Google Analytics is a widely acclaimed web analytics program that allowed traditional marketers to better understand the performance of their websites without paying any fees. However, there are also issues that arise from Google Analytics in terms of accuracy, reliability and other possible issues that come out as a result of it being a free offer and patronized by thousands of users.
As a user of this tool since late 2005, I’ve had my own share of problems that were construed as misunderstood metrics.
Non-real time results
Yes it’s easy to argue that this is not a problem but a feature that’s not getting a full-blown support. I usually have to wait until about 9am the next day to get some significant reports for the previous day. Yet, these report cover only up to three-fourths of the daytime. The good thing about this is that it keeps me from looking at the stats the whole day; Google Analytics is an addictive hobby for me. I have talked to representatives from Omniture and WebTrends who said providing a real-time report is a challenging offer to make. So perhaps I can accept this as a “mini version” of a web analytics tool rather than a problem itself.
Lack of accurate data
No two web analytics tools reports must be compared in anyway. It’s because each of them has its own defined set of rules in measuring data. For example, Google Analytics defines a user session as 30 minutes by default although webmasters can modify it. But what I saw was the case of referral data. A site like CNN.com that’s perceived to provide a link referral (identified as Referral) can also spit out organic search results (called Organic). Google Analytics does not distinguish the two and instead uses Referral for these sites under Visitor Segment Performance | Referring Source.
In addition, SEOMoz noted Google Analytics under-reporting of data, although I am hardly impressed by the explanation.
Update: There is a facility to define additional search engines.
Almost everyone agrees that bad publicity is still publicity, which is all good. But for a company like Google to receive flak about its subpar performance like its inability to handle a surge of registration and slow network connectivity is too much. Now that Google Analytics is open for everyone to register, those issues may be a thing in the past. Its current issue on unannounced downtimes is something that concerns me more.
Not tracking a site exclusively
What if someone stole your source code and makes changes to content, graphics and colors but FAILING to remove the Google Analytics code within that copycat site? As Terrill Dent found out, someone else could inflate your numbers without you knowing it. Google provides a workaround with this problem using the exclude filters. But what about if you haven’t figured out that your numbers are artificial and you’re not yet ready to face the reality?

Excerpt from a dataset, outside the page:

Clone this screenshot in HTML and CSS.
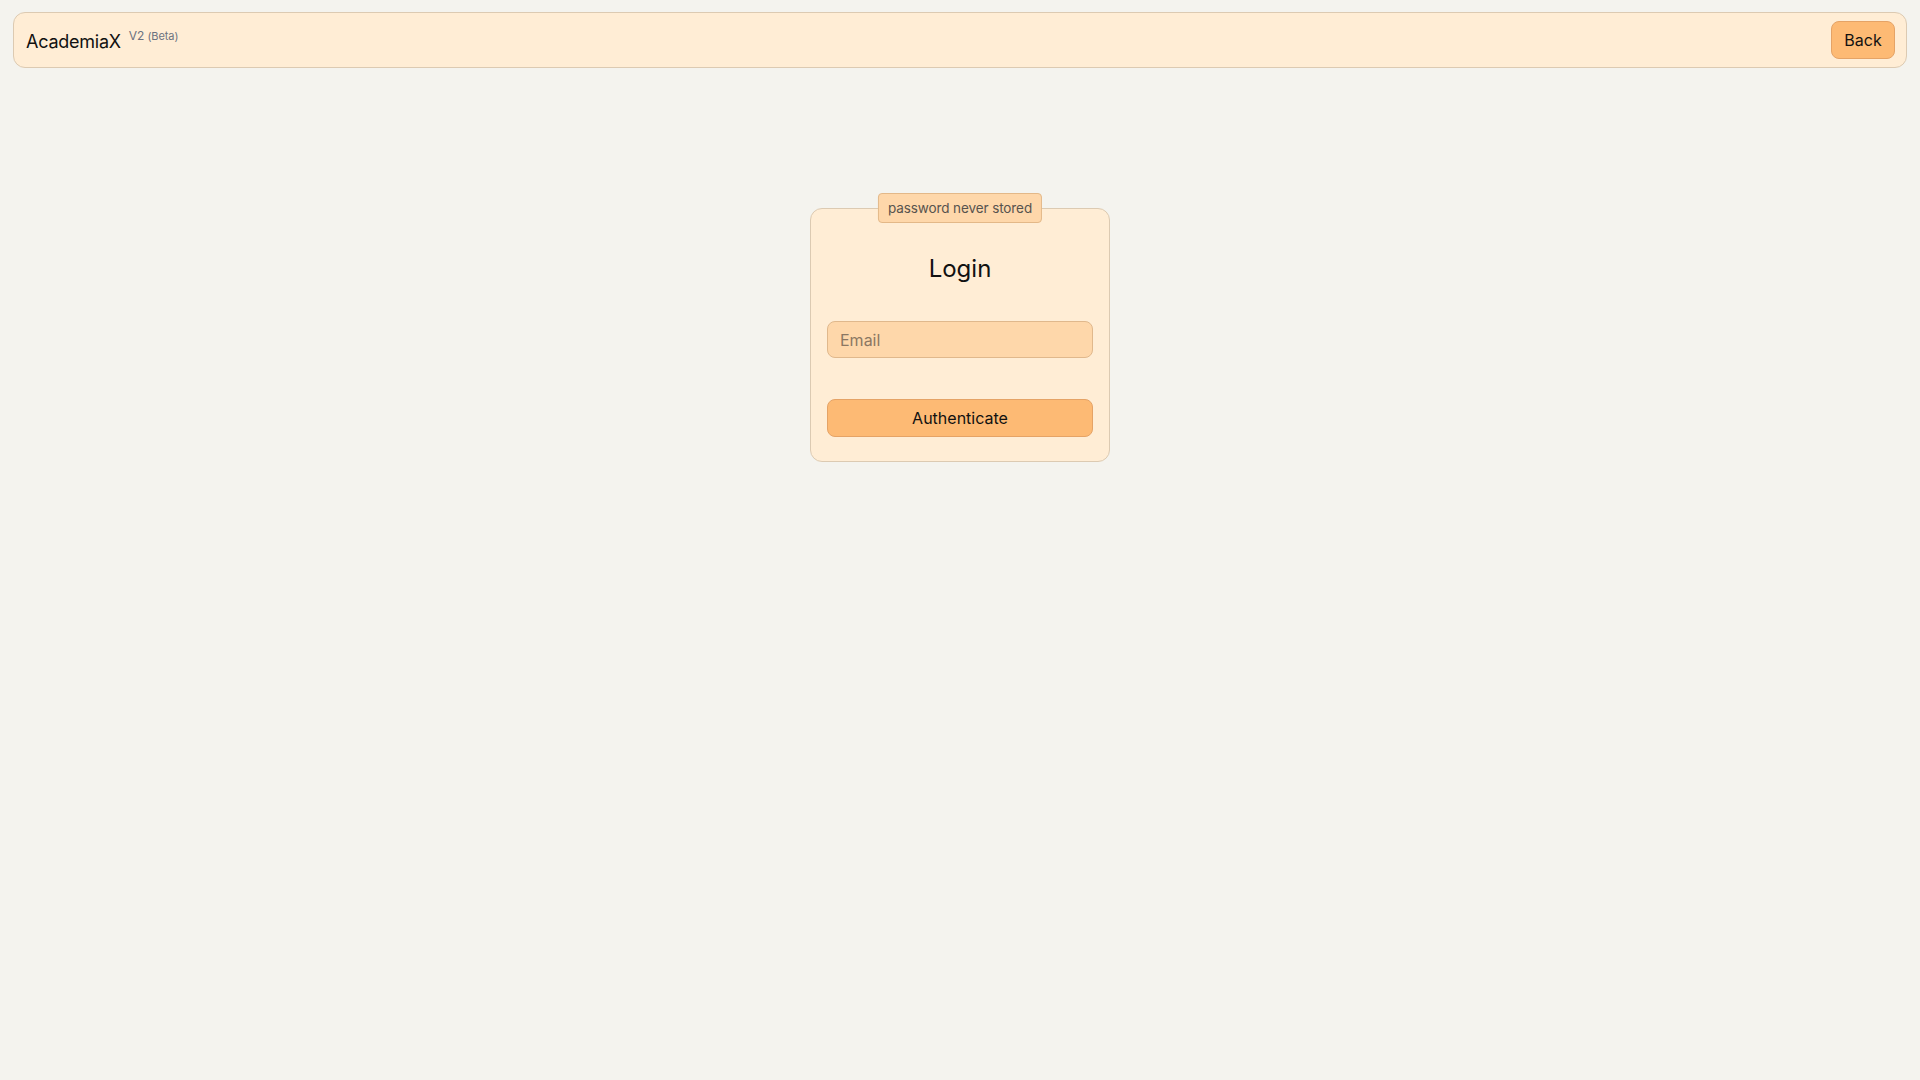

One scary proposition is the fact that Google Analytics and Google Adwords belong to one company. Though it seems that Google can easily penetrate user data despite its promises of respecting user privacy, I don’t believe that it generates a big impact if they really do it. And I won’t mind either that: 1) Google Analytics offers the product free and with no conditions; it’s a risk users have even before they thought of signing up. 2) If data collected by Google would only mean more targeted ads served and lowering cost per acquisition while addressing click fraud problem, the go for it!
Incomprehensible (yet obvious) error
I tried to enter the following URL: https://www.google.com/analytics/home/report?rid=17133161291&scid=5021321
and I got the message:
Reporting Error Encountered. User does not permission to report.
All in all, benefits Google Analytics brings definitely outweigh the problems despite giving up the $199 price tag. I wouldn’t mind if Google fixes the “errors” too!